Bu anlamıyla bugün Türkiye’nin burjuva devrim süreci özünde saltanatçılığı ya da monarşiyi kaldırmış, eksikli ya da tam, eğri ya da düz anayasası olan, parlamentosu olan, seçme ve seçilme hakkını getiren bir Cumhuriyet ile sonuçlanmıştır. Cumhuriyet’in ve değerlerinin sermaye sınıfı tarafından kemirilerek AKP ile birlikte yıkılması başka bir yazının konusu. Ama cumhuriyetçilik padişah egemenliğinin sonu ise millet iradesi ya da millet egemenliği kavramlarıyla cumhuriyet kavramı arasında bir illiyet bağı bulunmaktadır.

Milli irade diyen padişahçılık olur mu?

Bu anlamıyla ülkemizde de tartışmalar ters yüz edilmiş bir tuhaflık taşıyor. Aslında bunu bilerek yapıyorlar. Örneğin İslamcılık siyaseti ya da örgütlenmesi özünde tek adam kültü üzerine oturuyor. İster bir tarikat ister bir İslamcı siyasi hareket olsun tek adam kültü üzerine oturan örgütlenmeler söz konusu olan. Yine aynı şekilde hemen hemen merkez sağın neredeyse bütününde tek adam liderliği ve kültü yerleşmiş durumda.

Benzer bir biçimde Osmanlıya bakışta da böyle. Osmanlıcılık, özünde saltanatçılık ve monarşi rejimi. Bugün İslamcı ve muhafazakar hareket aslında monarşiyi temsil ediyor.

Ya da bugün AKP eliyle kurulan başkanlık rejimi. Tek adam yönetimine dayalı, modernize edilmiş bir padişahçılık özentiliği…

Şimdi bir yandan millet iradesi ve milli egemenlik deyip, diğer yandan tek adam kültüne, ideolojisine ve siyasetine yaslanmak çelişki olsa gerek!

Menderes iktidara gelir gelmez uyguladığı siyaset, diktatörlüğü aratmayacak örneklerle dolu. 1961 anayasası aslında Menderes örneğinden yola çıkarak diktatörlüklerin önünü kapatmaya çalışan önlemlerle doludur. Anayasa mahkemesinin kurulması, üniversitelerin özerkliği gibi konular tam da bununla ilgilidir. Bu gerçek AKP tarafından “milli iradeye geçit vermeyen vesayet rejimi” olarak sunulmuştur.

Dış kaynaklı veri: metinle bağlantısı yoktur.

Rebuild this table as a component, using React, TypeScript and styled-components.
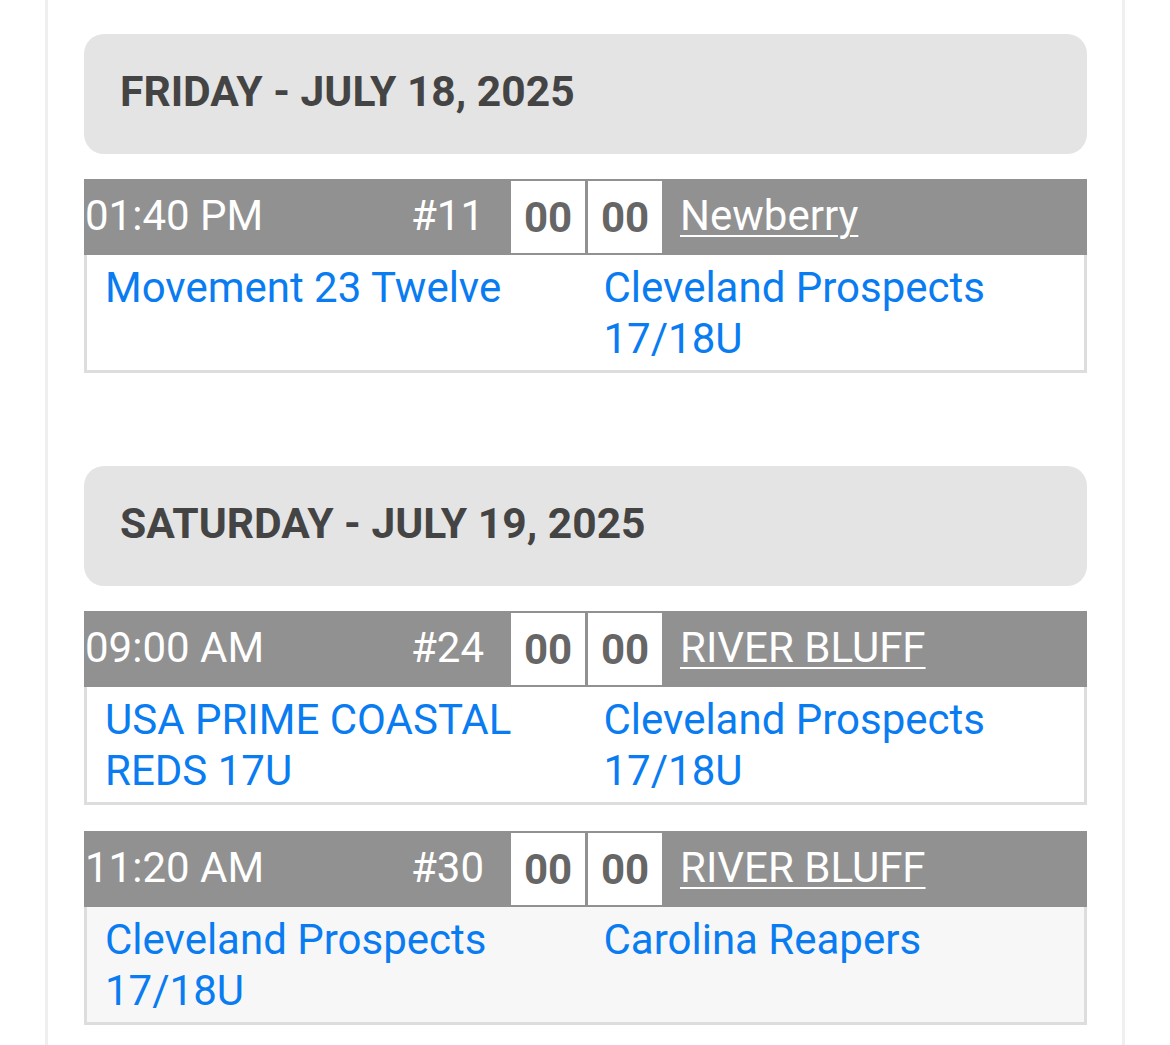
import React from "react";
import styled, { createGlobalStyle } from "styled-components";

const Global = createGlobalStyle`
  html, body { margin: 0; padding: 0; background: #ffffff; }
  body { font-family: Roboto, "Liberation Sans", Arial, sans-serif; }
`;

const Page = styled.div`
  margin-left: 45px;
  width: 1080px;
  box-sizing: border-box;
  min-height: 100vh;
  border-left: 3px solid #efefef;
  border-right: 3px solid #efefef;
  padding: 34px 35px 40px 36px;
`;

const Day = styled.section`
  display: flex;
  flex-direction: column;
  gap: 25px;
  & + & { margin-top: 93px; }
`;

const DateHeader = styled.h2`
  margin: 0;
  height: 120px;
  box-sizing: border-box;
  display: flex;
  align-items: center;
  padding: 0 0 6px 36px;
  background: #e4e4e4;
  border-radius: 20px;
  color: #444444;
  font-size: 42.6px;
  font-weight: 700;
`;

const Game = styled.div`
  display: flex;
  flex-direction: column;
  & + & { margin-top: 1px; }
`;

const GameHeader = styled.div`
  height: 76px;
  box-sizing: border-box;
  padding-bottom: 4px;
  display: flex;
  align-items: stretch;
  background: #919191;
  color: #ffffff;
  font-size: 42px;
`;

const Time = styled.div`
  width: 326px;
  padding-left: 1px;
  display: flex;
  align-items: center;
`;

const Num = styled.div`
  width: 100px;
  display: flex;
  align-items: center;
`;

const Score = styled.div`
  width: 74px;
  margin: 2px 3px -2px 0;
  background: #ffffff;
  color: #666666;
  font-weight: 700;
  display: flex;
  align-items: center;
  justify-content: center;
`;

const Field = styled.a`
  margin-left: 15px;
  display: flex;
  align-items: center;
  color: #ffffff;
  text-decoration: underline;
  text-decoration-thickness: 2px;
  text-underline-offset: 5px;
`;

const GameBody = styled.div<{ $alt?: boolean }>`
  display: grid;
  grid-template-columns: 1fr 1fr;
  background: ${(p) => (p.$alt ? "#f7f7f7" : "#ffffff")};
  border: 3px solid #dddddd;
  border-top: none;
  padding: 7px 0 6px;
`;

const Team = styled.a`
  padding: 0 18px;
  color: #0a7cf2;
  text-decoration: none;
  font-size: 42px;
  line-height: 51px;
`;

type G = { time: string; num: string; field: string; a: string; b: string };

const days: { date: string; games: G[] }[] = [
  {
    date: "FRIDAY - JULY 18, 2025",
    games: [
      { time: "01:40 PM", num: "#11", field: "Newberry", a: "Movement 23 Twelve", b: "Cleveland Prospects 17/18U" },
    ],
  },
  {
    date: "SATURDAY - JULY 19, 2025",
    games: [
      { time: "09:00 AM", num: "#24", field: "RIVER BLUFF", a: "USA PRIME COASTAL REDS 17U", b: "Cleveland Prospects 17/18U" },
      { time: "11:20 AM", num: "#30", field: "RIVER BLUFF", a: "Cleveland Prospects 17/18U", b: "Carolina Reapers" },
    ],
  },
];

export default function App() {
  return (
    <>
      <Global />
      <Page>
        {days.map((d) => (
          <Day key={d.date}>
            <DateHeader>{d.date}</DateHeader>
            {d.games.map((g, i) => (
              <Game key={g.num}>
                <GameHeader>
                  <Time>{g.time}</Time>
                  <Num>{g.num}</Num>
                  <Score>00</Score>
                  <Score>00</Score>
                  <Field href="#">{g.field}</Field>
                </GameHeader>
                <GameBody $alt={i % 2 === 1}>
                  <Team href="#">{g.a}</Team>
                  <Team href="#">{g.b}</Team>
                </GameBody>
              </Game>
            ))}
          </Day>
        ))}
      </Page>
    </>
  );
}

AKP, popülizmle kazandığı çoğunluğu, “milli irade” kavramıyla propaganda ederek aslında “millet egemenliği ve iradesinin” karşıtı olan tek adam yönetimi kurmaktadır.

Tam da bu yüzden AKP ve gerici zihniyet, milli irade ve milli egemenlik kavramlarıyla aslında uyuşmayan bir siyasal çizgiye sahip oldukları için en fazla sarıldıkları kavramlar haline geliyor.